DATASET EXTRACT
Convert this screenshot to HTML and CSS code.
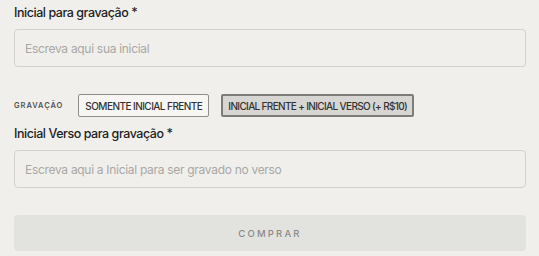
FILE: index.html
```html
<!DOCTYPE html>
<html lang="pt-BR">
<head>
    <meta charset="UTF-8">
    <meta name="viewport" content="width=device-width, initial-scale=1.0">
    <title>Gravação</title>
    <link rel="stylesheet" href="styles.css">
</head>
<body>
    <form class="engraving">
        <label class="field">
            <span class="field-label">Inicial para gravação *</span>
            <input class="field-input" type="text" placeholder="Escreva aqui sua inicial">
        </label>

        <div class="options">
            <span class="options-title">Gravação</span>
            <button type="button" class="option">Somente inicial frente</button>
            <button type="button" class="option selected">Inicial frente + inicial verso (+ R$10)</button>
        </div>

        <label class="field">
            <span class="field-label">Inicial Verso para gravação *</span>
            <input class="field-input" type="text" placeholder="Escreva aqui a Inicial para ser gravado no verso">
        </label>

        <button type="button" class="buy" disabled>Comprar</button>
    </form>
</body>
</html>
```

FILE: styles.css
```css
:root {
    --bg: #f0efeb;
    --text: #1e1e1e;
    --muted: #a9a8a5;
    --line: #d2d1cd;
}
* {
    margin: 0;
    padding: 0;
    box-sizing: border-box;
}
body {
    background-color: var(--bg);
    font-family: Inter, "Noto Sans", sans-serif;
    color: var(--text);
    padding: 5px 13px 0 14px;
}
.engraving {
    display: flex;
    flex-direction: column;
}
.field {
    display: flex;
    flex-direction: column;
    gap: 8px;
}
.field-label {
    font-size: 12.5px;
    font-weight: 500;
    letter-spacing: -0.45px;
    line-height: 16px;
}
.field-input {
    height: 38px;
    border: 1px solid var(--line);
    border-radius: 4px;
    background: transparent;
    padding: 0 10px;
    font-family: inherit;
    font-size: 12px;
    letter-spacing: -0.3px;
    color: var(--text);
    outline: none;
}
.field-input::placeholder {
    color: var(--muted);
}
.options {
    display: flex;
    align-items: center;
    margin: 27px 0 9px;
}
.options-title {
    font-size: 7.5px;
    font-weight: 600;
    letter-spacing: 0.95px;
    text-transform: uppercase;
    color: #555;
    margin-right: 15px;
}
.option {
    height: 23px;
    padding: 0 6px;
    margin-right: 12px;
    border: 1px solid #8e8d8a;
    border-radius: 2px;
    background: #f7f6f3;
    font-family: inherit;
    font-size: 10px;
    font-weight: 500;
    letter-spacing: -0.55px;
    text-transform: uppercase;
    color: #333;
}
.option.selected {
    background: #d7d6d2;
    border: 2px solid #7d7c79;
    padding: 0 5px;
    letter-spacing: -0.65px;
}
.buy {
    margin-top: 27px;
    height: 36px;
    border: none;
    border-radius: 4px;
    background: #e2e2df;
    font-family: inherit;
    font-size: 9.5px;
    font-weight: 500;
    letter-spacing: 2.2px;
    text-transform: uppercase;
    color: #8a8a88;
}
```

GIVEN INSTRUCTION
Make an exact reproduction of the listing above, without any pictures.

RESPONSE TO THE EXERCISE
Convert this screenshot to HTML and CSS code.
FILE: index.html
```html
<!DOCTYPE html>
<html lang="pt-BR">
<head>
    <meta charset="UTF-8">
    <meta name="viewport" content="width=device-width, initial-scale=1.0">
    <title>Gravação</title>
    <link rel="stylesheet" href="styles.css">
</head>
<body>
    <form class="engraving">
        <label class="field">
            <span class="field-label">Inicial para gravação *</span>
            <input class="field-input" type="text" placeholder="Escreva aqui sua inicial">
        </label>

        <div class="options">
            <span class="options-title">Gravação</span>
            <button type="button" class="option">Somente inicial frente</button>
            <button type="button" class="option selected">Inicial frente + inicial verso (+ R$10)</button>
        </div>

        <label class="field">
            <span class="field-label">Inicial Verso para gravação *</span>
            <input class="field-input" type="text" placeholder="Escreva aqui a Inicial para ser gravado no verso">
        </label>

        <button type="button" class="buy" disabled>Comprar</button>
    </form>
</body>
</html>
```

FILE: styles.css
```css
:root {
    --bg: #f0efeb;
    --text: #1e1e1e;
    --muted: #a9a8a5;
    --line: #d2d1cd;
}
* {
    margin: 0;
    padding: 0;
    box-sizing: border-box;
}
body {
    background-color: var(--bg);
    font-family: Inter, "Noto Sans", sans-serif;
    color: var(--text);
    padding: 5px 13px 0 14px;
}
.engraving {
    display: flex;
    flex-direction: column;
}
.field {
    display: flex;
    flex-direction: column;
    gap: 8px;
}
.field-label {
    font-size: 12.5px;
    font-weight: 500;
    letter-spacing: -0.45px;
    line-height: 16px;
}
.field-input {
    height: 38px;
    border: 1px solid var(--line);
    border-radius: 4px;
    background: transparent;
    padding: 0 10px;
    font-family: inherit;
    font-size: 12px;
    letter-spacing: -0.3px;
    color: var(--text);
    outline: none;
}
.field-input::placeholder {
    color: var(--muted);
}
.options {
    display: flex;
    align-items: center;
    margin: 27px 0 9px;
}
.options-title {
    font-size: 7.5px;
    font-weight: 600;
    letter-spacing: 0.95px;
    text-transform: uppercase;
    color: #555;
    margin-right: 15px;
}
.option {
    height: 23px;
    padding: 0 6px;
    margin-right: 12px;
    border: 1px solid #8e8d8a;
    border-radius: 2px;
    background: #f7f6f3;
    font-family: inherit;
    font-size: 10px;
    font-weight: 500;
    letter-spacing: -0.55px;
    text-transform: uppercase;
    color: #333;
}
.option.selected {
    background: #d7d6d2;
    border: 2px solid #7d7c79;
    padding: 0 5px;
    letter-spacing: -0.65px;
}
.buy {
    margin-top: 27px;
    height: 36px;
    border: none;
    border-radius: 4px;
    background: #e2e2df;
    font-family: inherit;
    font-size: 9.5px;
    font-weight: 500;
    letter-spacing: 2.2px;
    text-transform: uppercase;
    color: #8a8a88;
}
```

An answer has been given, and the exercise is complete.